La deuxième observation concerne la situation de l’emploi rural. « Le confinement a mis fin à la mobilité des ruraux vers les petites villes et les centres proches où ils pouvaient être embauchés comme journaliers agricoles », observe Mahdi. Ce que confirme le syndicat des travailleurs agricoles. Plus de 3 000 ouvriers agricoles ont perdu leur emploi, car ils ne pouvaient plus se déplacer entre leurs villes de résidence et les champs agricoles, durant le confinement « Ces ouvriers n’ont jamais reçu d’indemnités de perte d’emploi », déplore avec amertume Boulberj de la FNSA.

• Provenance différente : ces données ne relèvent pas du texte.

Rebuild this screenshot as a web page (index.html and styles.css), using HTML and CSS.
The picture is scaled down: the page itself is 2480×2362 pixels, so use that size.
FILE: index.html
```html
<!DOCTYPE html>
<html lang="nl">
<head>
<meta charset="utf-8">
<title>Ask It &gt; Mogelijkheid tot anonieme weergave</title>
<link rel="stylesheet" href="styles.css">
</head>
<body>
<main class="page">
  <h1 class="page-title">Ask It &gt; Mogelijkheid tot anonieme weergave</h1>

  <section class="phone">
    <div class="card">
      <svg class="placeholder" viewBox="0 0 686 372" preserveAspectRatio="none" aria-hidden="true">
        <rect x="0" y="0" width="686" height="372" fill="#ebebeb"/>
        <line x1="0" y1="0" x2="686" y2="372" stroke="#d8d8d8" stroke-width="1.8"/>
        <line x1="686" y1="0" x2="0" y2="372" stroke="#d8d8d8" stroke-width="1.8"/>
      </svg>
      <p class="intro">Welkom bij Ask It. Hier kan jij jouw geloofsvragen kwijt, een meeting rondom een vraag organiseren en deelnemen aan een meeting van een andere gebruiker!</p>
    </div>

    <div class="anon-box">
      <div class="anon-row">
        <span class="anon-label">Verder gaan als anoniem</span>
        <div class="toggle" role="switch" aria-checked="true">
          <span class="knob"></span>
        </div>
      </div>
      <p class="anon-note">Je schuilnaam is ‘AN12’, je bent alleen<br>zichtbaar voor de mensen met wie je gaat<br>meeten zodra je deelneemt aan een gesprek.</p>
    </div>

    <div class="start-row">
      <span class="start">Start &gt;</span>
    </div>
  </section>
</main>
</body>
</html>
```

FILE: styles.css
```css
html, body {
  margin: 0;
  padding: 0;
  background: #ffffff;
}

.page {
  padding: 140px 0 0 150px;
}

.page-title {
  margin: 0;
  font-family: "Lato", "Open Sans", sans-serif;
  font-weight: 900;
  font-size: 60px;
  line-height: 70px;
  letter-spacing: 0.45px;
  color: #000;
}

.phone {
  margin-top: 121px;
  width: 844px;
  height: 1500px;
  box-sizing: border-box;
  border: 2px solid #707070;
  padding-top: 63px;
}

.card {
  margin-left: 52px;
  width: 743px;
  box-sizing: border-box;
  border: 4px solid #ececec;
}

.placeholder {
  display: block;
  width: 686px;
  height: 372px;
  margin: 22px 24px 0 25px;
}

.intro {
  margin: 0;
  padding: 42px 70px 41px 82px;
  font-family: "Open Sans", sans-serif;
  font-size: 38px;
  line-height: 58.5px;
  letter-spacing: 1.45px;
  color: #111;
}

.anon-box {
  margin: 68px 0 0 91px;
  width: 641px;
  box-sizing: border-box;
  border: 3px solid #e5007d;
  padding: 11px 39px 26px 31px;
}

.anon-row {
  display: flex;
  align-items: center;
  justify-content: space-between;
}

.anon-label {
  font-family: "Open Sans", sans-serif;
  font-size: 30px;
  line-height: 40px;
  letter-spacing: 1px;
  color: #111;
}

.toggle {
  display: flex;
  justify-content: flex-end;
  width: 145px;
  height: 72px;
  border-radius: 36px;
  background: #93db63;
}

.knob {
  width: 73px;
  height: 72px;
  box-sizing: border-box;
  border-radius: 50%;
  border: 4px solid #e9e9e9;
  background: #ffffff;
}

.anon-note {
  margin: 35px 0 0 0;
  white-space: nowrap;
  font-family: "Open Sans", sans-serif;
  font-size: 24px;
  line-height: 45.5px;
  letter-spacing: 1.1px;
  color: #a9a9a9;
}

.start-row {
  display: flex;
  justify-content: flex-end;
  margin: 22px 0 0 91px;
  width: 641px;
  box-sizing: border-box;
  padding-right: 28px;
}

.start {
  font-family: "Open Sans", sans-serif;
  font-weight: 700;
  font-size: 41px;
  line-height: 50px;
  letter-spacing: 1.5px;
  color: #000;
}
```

La troisième conséquence de la Covid-19 a été le retour des travailleurs migrants à leurs villages d’origine. Ceci a eu pour effet une baisse des revenus des ménages. « Les familles ont été privées des transferts qu’elles recevaient des membres de la famille vivant dans des villes », poursuit Mahdi. Le retour chaotique des ouvriers depuis les villes au moment de l’Aïd El-Kébir en juillet 2020 a contribué à démultiplier le taux de contagion dans certaines zones. Cette année, les ruraux appréhendent le retour de leurs proches en juillet prochain, mais ne peuvent faire l’impasse sur cette fête importante économiquement et symboliquement.
Enfin, le système éducatif dans le rural a beaucoup pâti du confinement et du recours à l’enseignement à distance dans des zones sous-équipées. « La scolarité des enfants dans les écoles rurales demeure le principal point noir. En l’absence de réseau internet, de smartphone ou même d’argent pour se payer une recharge d’internet, la grande majorité des enfants n’ont pas pu suivre les leçons », précise Mahdi.
Et de conclure : « Durant la crise sanitaire, les fragilités et vulnérabilités se sont plutôt amplifiées, devenues plus visibles. Au vu de ces difficultés, les ruraux basculent très vite de la précarité vers la pauvreté ».